- Data segment -

-- begin --

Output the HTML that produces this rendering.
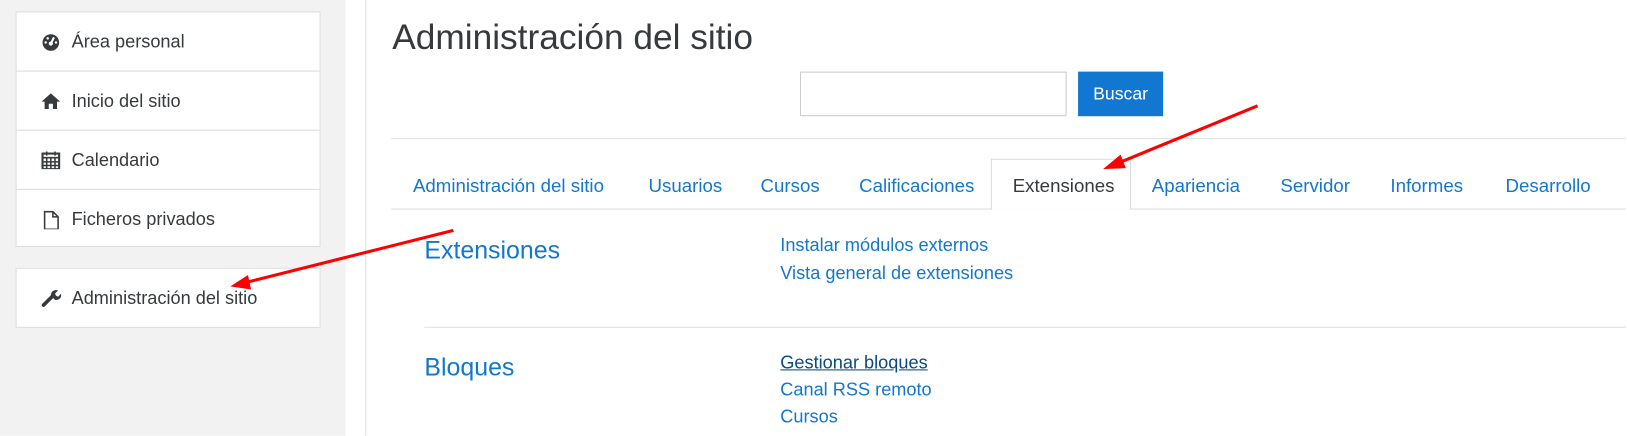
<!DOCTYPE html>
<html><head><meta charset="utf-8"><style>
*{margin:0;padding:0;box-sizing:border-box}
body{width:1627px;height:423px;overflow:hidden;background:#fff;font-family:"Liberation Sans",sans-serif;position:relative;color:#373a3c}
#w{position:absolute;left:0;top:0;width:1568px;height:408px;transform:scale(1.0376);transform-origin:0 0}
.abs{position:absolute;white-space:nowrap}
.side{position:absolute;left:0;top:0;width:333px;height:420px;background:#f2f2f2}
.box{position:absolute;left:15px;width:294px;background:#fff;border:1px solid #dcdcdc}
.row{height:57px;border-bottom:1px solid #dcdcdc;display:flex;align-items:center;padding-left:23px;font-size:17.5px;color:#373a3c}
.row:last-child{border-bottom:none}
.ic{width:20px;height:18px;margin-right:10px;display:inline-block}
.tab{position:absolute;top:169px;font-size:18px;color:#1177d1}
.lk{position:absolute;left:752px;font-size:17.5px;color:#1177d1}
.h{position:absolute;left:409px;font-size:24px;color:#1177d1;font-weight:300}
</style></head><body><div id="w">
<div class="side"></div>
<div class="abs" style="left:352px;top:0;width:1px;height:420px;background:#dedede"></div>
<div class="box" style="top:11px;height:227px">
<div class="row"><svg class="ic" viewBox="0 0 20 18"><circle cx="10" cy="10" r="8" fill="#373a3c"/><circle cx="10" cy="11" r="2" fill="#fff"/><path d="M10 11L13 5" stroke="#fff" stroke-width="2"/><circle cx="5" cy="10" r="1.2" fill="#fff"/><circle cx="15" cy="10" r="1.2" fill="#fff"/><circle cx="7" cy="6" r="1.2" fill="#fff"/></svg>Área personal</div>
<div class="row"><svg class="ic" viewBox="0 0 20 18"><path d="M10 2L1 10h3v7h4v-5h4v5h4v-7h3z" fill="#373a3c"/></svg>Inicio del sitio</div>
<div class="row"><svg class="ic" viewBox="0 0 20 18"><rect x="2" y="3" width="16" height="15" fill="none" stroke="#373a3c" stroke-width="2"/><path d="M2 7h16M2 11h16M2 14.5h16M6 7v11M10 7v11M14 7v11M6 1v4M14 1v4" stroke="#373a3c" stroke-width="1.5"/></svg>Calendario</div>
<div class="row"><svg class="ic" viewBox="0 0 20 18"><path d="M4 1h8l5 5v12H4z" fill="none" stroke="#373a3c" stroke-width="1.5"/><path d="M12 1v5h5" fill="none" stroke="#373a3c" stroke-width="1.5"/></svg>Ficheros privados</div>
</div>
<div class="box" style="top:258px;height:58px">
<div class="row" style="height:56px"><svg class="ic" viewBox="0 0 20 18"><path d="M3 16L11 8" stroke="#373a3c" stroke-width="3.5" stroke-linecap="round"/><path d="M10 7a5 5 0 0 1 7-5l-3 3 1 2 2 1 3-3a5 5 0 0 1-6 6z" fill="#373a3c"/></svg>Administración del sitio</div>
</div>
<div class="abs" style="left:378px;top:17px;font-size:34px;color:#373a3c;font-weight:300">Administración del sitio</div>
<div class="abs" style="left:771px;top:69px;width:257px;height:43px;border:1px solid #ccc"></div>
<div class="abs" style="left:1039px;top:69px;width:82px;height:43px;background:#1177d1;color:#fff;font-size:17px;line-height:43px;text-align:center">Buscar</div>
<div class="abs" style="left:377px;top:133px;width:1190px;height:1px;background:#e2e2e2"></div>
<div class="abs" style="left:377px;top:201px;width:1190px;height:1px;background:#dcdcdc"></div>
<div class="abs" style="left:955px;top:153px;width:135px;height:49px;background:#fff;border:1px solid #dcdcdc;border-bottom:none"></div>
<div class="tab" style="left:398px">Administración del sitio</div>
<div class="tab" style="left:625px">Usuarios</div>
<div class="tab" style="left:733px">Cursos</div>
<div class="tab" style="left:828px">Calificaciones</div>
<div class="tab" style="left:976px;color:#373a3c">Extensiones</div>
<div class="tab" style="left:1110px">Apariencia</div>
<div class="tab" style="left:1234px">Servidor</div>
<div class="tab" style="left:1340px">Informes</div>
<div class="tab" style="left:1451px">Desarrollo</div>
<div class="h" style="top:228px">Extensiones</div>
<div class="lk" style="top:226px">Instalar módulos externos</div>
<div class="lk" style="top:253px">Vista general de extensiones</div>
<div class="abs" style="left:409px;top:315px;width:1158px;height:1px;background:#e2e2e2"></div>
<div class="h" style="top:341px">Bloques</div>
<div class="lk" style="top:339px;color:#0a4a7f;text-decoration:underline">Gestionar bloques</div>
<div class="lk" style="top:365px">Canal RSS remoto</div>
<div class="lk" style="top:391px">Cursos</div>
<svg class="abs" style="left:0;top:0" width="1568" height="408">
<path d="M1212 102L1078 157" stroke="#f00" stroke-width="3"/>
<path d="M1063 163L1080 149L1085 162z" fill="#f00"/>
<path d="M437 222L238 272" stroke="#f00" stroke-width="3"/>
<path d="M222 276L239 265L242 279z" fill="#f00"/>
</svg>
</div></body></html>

-- end --

- Aim -
Copy the listing exactly. Any image in it stays out of the copy.

- Written solution -
Output the HTML that produces this rendering.
<!DOCTYPE html>
<html><head><meta charset="utf-8"><style>
*{margin:0;padding:0;box-sizing:border-box}
body{width:1627px;height:423px;overflow:hidden;background:#fff;font-family:"Liberation Sans",sans-serif;position:relative;color:#373a3c}
#w{position:absolute;left:0;top:0;width:1568px;height:408px;transform:scale(1.0376);transform-origin:0 0}
.abs{position:absolute;white-space:nowrap}
.side{position:absolute;left:0;top:0;width:333px;height:420px;background:#f2f2f2}
.box{position:absolute;left:15px;width:294px;background:#fff;border:1px solid #dcdcdc}
.row{height:57px;border-bottom:1px solid #dcdcdc;display:flex;align-items:center;padding-left:23px;font-size:17.5px;color:#373a3c}
.row:last-child{border-bottom:none}
.ic{width:20px;height:18px;margin-right:10px;display:inline-block}
.tab{position:absolute;top:169px;font-size:18px;color:#1177d1}
.lk{position:absolute;left:752px;font-size:17.5px;color:#1177d1}
.h{position:absolute;left:409px;font-size:24px;color:#1177d1;font-weight:300}
</style></head><body><div id="w">
<div class="side"></div>
<div class="abs" style="left:352px;top:0;width:1px;height:420px;background:#dedede"></div>
<div class="box" style="top:11px;height:227px">
<div class="row"><svg class="ic" viewBox="0 0 20 18"><circle cx="10" cy="10" r="8" fill="#373a3c"/><circle cx="10" cy="11" r="2" fill="#fff"/><path d="M10 11L13 5" stroke="#fff" stroke-width="2"/><circle cx="5" cy="10" r="1.2" fill="#fff"/><circle cx="15" cy="10" r="1.2" fill="#fff"/><circle cx="7" cy="6" r="1.2" fill="#fff"/></svg>Área personal</div>
<div class="row"><svg class="ic" viewBox="0 0 20 18"><path d="M10 2L1 10h3v7h4v-5h4v5h4v-7h3z" fill="#373a3c"/></svg>Inicio del sitio</div>
<div class="row"><svg class="ic" viewBox="0 0 20 18"><rect x="2" y="3" width="16" height="15" fill="none" stroke="#373a3c" stroke-width="2"/><path d="M2 7h16M2 11h16M2 14.5h16M6 7v11M10 7v11M14 7v11M6 1v4M14 1v4" stroke="#373a3c" stroke-width="1.5"/></svg>Calendario</div>
<div class="row"><svg class="ic" viewBox="0 0 20 18"><path d="M4 1h8l5 5v12H4z" fill="none" stroke="#373a3c" stroke-width="1.5"/><path d="M12 1v5h5" fill="none" stroke="#373a3c" stroke-width="1.5"/></svg>Ficheros privados</div>
</div>
<div class="box" style="top:258px;height:58px">
<div class="row" style="height:56px"><svg class="ic" viewBox="0 0 20 18"><path d="M3 16L11 8" stroke="#373a3c" stroke-width="3.5" stroke-linecap="round"/><path d="M10 7a5 5 0 0 1 7-5l-3 3 1 2 2 1 3-3a5 5 0 0 1-6 6z" fill="#373a3c"/></svg>Administración del sitio</div>
</div>
<div class="abs" style="left:378px;top:17px;font-size:34px;color:#373a3c;font-weight:300">Administración del sitio</div>
<div class="abs" style="left:771px;top:69px;width:257px;height:43px;border:1px solid #ccc"></div>
<div class="abs" style="left:1039px;top:69px;width:82px;height:43px;background:#1177d1;color:#fff;font-size:17px;line-height:43px;text-align:center">Buscar</div>
<div class="abs" style="left:377px;top:133px;width:1190px;height:1px;background:#e2e2e2"></div>
<div class="abs" style="left:377px;top:201px;width:1190px;height:1px;background:#dcdcdc"></div>
<div class="abs" style="left:955px;top:153px;width:135px;height:49px;background:#fff;border:1px solid #dcdcdc;border-bottom:none"></div>
<div class="tab" style="left:398px">Administración del sitio</div>
<div class="tab" style="left:625px">Usuarios</div>
<div class="tab" style="left:733px">Cursos</div>
<div class="tab" style="left:828px">Calificaciones</div>
<div class="tab" style="left:976px;color:#373a3c">Extensiones</div>
<div class="tab" style="left:1110px">Apariencia</div>
<div class="tab" style="left:1234px">Servidor</div>
<div class="tab" style="left:1340px">Informes</div>
<div class="tab" style="left:1451px">Desarrollo</div>
<div class="h" style="top:228px">Extensiones</div>
<div class="lk" style="top:226px">Instalar módulos externos</div>
<div class="lk" style="top:253px">Vista general de extensiones</div>
<div class="abs" style="left:409px;top:315px;width:1158px;height:1px;background:#e2e2e2"></div>
<div class="h" style="top:341px">Bloques</div>
<div class="lk" style="top:339px;color:#0a4a7f;text-decoration:underline">Gestionar bloques</div>
<div class="lk" style="top:365px">Canal RSS remoto</div>
<div class="lk" style="top:391px">Cursos</div>
<svg class="abs" style="left:0;top:0" width="1568" height="408">
<path d="M1212 102L1078 157" stroke="#f00" stroke-width="3"/>
<path d="M1063 163L1080 149L1085 162z" fill="#f00"/>
<path d="M437 222L238 272" stroke="#f00" stroke-width="3"/>
<path d="M222 276L239 265L242 279z" fill="#f00"/>
</svg>
</div></body></html>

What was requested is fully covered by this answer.